The market is being progressively globalized in the last decade. This process has been powered by strong technology development as well as transport infrastructure and telecommunications improvement all over the world. This evolution of the market has caused a revolution in the behavior patterns of consumers of goods and services. In fact, these consumers are demanding increasingly complex products with better design that suit their needs and expectations. Additionally, these products are manufactured in shorter periods of time and under cost constraints.

In this context, companies should accelerate their product development and manufacture, always taking into account the updated legislative regulation on safety, health and environmental pollution. Moreover, companies should consider distributed consumers in a global market, who are characterized by elements like cultural diversity and language barriers, among other features. These aspects add new challenges in production models and products management, as follows:

• Integrating within a single framework the partners that make up the company (e.g. suppliers, outsourcing, partnerships and multi-site activities).

• Reducing manufacturing costs of goods. In consequence, it is necessary to reuse parts of previously developed products, as well as to implement tools that can optimize the time of design, prototyping or production, for instance.

• Managing large volumes of data that often appear in a disorganized manner and without security access or manipulation.

These challenges can cause a reduction in productivity and quality, which can provoke great economic losses. There are phases in which companies must continue to keep some control over their products, for example, by interacting with users to identify new needs in future products, by evaluating possible deficiencies of their products or by providing services for recycling or removing their products.

All these factors make a need arise within organizations. It is related to having absolute control of products throughout their lifecycle, that is to say, during the product lifetime, from its conception as an idea to the stages of design, manufacture, support and recycling. The PLM (Product Lifecycle Management) paradigm was born to support these needs [1], [2], [3].

PLM is defined as a strategic business approach that applies a consistent set of business solutions in order to create, manage, control and disseminate all information generated along the lifecycle of a product. This approach allows integrating people involved in product manufacture, manufacturing processes, business systems and information systems.

Thus, PLM can be conceived as a business strategy that takes advantage of the latest Information and Telecommunication Technologies with the aim to manage data, processes, methods of work, staff and information systems that take part in the entire product lifecycle. Hence, it is key to provide software solutions to support this management. These software solutions are characterized by centralizing and organizing all data related to product development, providing security mechanisms for having access to information, integrating design processes with manufacturing processes, reusing the know-how among departments of the same company and incorporating software tools that support the PLM strategy (Computer Aided Design, Computer Aided Engineering or Product Data Management, for instance) with other enterprise systems (Enterprise Resource Planning, Customer Relationship Management or Supply Chain Management, among others).

This paper aims to study and understand the concept of PLM systems through an in-depth analysis of these systems that will allow defining its scope, domain, functionalities or benefits, among other aspects. It is important to mention that PLM is a broad concept that is sometimes understood as a container of some more sectorial solutions.

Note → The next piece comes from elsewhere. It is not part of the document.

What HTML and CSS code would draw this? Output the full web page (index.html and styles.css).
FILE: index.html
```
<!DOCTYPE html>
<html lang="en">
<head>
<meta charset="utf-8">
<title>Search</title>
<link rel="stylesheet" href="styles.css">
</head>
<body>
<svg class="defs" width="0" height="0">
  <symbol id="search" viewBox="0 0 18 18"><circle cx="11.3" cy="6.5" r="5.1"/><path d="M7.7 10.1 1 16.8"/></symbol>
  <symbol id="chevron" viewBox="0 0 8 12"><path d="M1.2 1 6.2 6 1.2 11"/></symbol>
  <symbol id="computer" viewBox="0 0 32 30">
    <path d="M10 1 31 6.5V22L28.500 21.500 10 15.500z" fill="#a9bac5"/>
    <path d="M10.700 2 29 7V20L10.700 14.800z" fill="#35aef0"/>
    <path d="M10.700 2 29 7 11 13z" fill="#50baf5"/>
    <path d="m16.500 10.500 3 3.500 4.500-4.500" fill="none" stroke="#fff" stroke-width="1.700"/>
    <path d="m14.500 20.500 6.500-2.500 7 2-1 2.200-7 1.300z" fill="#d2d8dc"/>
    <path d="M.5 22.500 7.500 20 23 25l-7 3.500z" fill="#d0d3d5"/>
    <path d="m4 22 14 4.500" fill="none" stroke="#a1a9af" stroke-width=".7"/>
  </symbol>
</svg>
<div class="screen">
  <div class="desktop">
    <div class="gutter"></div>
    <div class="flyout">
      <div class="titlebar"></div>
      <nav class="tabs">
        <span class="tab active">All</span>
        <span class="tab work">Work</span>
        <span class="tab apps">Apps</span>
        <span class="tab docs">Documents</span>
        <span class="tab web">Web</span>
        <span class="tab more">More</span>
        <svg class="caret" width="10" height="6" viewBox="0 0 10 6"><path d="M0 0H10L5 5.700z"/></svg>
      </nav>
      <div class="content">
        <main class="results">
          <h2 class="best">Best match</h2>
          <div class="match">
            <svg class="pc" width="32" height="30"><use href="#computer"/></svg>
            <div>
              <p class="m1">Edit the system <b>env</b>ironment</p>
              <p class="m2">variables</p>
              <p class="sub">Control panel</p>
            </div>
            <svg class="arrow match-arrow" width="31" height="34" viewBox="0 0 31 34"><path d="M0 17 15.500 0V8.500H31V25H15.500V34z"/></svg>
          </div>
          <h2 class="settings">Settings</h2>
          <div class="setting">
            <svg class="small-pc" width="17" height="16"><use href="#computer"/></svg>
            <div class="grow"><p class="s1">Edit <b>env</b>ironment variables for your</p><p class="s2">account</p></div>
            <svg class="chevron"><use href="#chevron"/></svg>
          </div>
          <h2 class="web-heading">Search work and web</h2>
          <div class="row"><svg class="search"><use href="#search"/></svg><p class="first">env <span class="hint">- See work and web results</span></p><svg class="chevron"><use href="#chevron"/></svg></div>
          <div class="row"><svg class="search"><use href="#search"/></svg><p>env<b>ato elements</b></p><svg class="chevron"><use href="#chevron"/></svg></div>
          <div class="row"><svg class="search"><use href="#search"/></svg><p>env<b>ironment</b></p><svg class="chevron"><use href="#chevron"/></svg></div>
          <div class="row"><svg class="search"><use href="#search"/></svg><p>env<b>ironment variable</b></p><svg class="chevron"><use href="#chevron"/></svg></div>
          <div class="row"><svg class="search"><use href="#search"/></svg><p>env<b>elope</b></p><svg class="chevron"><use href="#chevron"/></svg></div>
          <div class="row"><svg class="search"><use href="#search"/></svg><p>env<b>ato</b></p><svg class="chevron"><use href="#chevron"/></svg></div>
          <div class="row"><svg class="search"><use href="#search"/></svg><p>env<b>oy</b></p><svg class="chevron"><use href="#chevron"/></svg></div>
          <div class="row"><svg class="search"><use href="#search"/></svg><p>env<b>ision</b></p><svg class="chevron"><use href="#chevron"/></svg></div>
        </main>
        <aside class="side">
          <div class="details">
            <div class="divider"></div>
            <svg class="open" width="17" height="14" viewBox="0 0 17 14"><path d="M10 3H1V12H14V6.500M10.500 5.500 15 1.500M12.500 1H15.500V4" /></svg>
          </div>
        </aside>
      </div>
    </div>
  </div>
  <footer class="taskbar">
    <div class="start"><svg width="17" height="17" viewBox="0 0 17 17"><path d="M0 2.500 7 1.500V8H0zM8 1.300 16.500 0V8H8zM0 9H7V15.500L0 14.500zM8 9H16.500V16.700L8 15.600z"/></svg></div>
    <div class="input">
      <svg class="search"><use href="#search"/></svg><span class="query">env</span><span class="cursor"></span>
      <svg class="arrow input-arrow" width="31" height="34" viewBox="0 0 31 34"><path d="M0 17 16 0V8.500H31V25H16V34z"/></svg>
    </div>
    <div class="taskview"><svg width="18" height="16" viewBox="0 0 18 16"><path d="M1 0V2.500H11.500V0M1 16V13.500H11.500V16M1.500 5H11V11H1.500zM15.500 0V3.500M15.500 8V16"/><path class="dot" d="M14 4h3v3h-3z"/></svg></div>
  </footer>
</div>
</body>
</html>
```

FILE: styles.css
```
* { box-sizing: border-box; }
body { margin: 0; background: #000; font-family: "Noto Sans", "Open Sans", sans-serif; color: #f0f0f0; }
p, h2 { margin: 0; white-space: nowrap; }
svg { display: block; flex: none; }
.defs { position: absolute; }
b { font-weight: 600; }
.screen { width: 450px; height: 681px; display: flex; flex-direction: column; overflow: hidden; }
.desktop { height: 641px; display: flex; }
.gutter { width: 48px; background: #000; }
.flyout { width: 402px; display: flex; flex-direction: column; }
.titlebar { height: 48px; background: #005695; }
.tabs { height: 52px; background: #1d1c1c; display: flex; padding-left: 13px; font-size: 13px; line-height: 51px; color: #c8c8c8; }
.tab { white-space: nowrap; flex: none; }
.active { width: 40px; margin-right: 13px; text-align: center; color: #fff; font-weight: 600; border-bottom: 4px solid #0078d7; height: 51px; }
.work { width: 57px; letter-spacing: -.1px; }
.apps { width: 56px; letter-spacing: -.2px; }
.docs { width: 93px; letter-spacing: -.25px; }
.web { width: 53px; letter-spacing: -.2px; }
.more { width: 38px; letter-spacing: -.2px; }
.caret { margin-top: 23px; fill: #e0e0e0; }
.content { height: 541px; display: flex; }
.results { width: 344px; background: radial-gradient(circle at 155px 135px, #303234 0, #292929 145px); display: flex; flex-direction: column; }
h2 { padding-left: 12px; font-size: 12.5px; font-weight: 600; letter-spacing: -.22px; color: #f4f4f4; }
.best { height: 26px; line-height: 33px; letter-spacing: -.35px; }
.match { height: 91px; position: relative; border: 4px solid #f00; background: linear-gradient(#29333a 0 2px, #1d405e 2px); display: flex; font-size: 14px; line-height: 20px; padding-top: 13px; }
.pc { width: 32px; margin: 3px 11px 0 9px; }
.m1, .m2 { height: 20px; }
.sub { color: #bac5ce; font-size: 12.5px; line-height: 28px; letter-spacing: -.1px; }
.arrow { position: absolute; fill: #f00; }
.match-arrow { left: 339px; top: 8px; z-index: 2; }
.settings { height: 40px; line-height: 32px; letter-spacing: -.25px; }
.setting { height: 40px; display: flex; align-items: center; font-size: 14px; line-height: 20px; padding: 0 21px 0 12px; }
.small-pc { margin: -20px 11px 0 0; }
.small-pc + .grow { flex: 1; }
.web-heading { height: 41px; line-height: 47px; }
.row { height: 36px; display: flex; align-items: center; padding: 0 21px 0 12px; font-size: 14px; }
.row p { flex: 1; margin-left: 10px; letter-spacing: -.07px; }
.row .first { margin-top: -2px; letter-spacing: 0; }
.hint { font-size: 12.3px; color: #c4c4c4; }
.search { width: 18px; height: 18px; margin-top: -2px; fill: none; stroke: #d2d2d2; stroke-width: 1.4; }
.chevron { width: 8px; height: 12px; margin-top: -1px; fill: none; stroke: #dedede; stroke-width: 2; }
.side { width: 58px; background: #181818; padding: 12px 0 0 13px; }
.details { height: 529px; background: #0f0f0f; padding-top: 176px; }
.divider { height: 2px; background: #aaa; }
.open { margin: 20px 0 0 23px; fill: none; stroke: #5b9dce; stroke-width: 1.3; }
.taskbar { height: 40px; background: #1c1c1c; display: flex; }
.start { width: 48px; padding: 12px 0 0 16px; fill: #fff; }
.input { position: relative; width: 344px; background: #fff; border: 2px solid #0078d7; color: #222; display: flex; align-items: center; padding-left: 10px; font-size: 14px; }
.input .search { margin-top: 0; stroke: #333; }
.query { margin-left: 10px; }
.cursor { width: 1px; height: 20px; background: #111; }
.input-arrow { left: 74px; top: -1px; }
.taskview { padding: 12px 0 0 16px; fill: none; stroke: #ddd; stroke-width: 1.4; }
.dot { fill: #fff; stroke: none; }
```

Thus, it is very complicated to define a standardized feature model due to the heterogeneity it involves. This may be the reason why no standard model was found in the literature.

In this context, this paper focuses on defining a solution that allows characterizing PLM systems, in terms of specific features, in large enterprises categorized into the aeronautical industry. Although this solution is framed into the aeronautical context, it is important to mention that it was designed to be as much flexible as possible, thus it is considered to be easily applicable to any other field, while a formal validation of this guess belongs to a future work, according to a company's own nature and enterprise needs (background, internal organization or relative importance that a company gives to each aspect), which are essential. This is mentioned in [4], where authors argue about the key PLM functionalities for the particular context of a Collaborative Ceramic Tile Design Chain. This adaptability is possible because our solution defines a quality model conformed to the Quality Evaluation Framework (QuEF) [5], which establishes methodological guidelines to compare and evaluate entities (e.g., PLM commercial systems). There are many definitions in the literature that try to explain the concept of quality model, but QuEF refers to a set of characteristics and its relationships, which constitutes the base to identify quality requirements and evaluate them. This paper also presents a comparative evaluation of some of the most widespread PLM systems. For this purpose, thanks to the development of a real R&D project carried out between our research group and Airbus, we have defined a quality model based on a set of functional features. Finally, a subject for study and possible future research work is proposed with the aim of defining our quality model following the philosophy of Quality Continuous Improvement proposed by QuEF.

The remainder of this paper is organized as follows: after this introduction, Section 2 summarizes some of the most recent work related to PLM systems. Section 3 describes the QuEF in detail and its theoretical foundations. Then, Section 4 explains how the QuEF has been applied to define our quality model and Section 5 defines how this quality model has been instanced to evaluate and analyze each PLM systems. Finally, Sections 6 and 7 state our ongoing work and conclusions, respectively.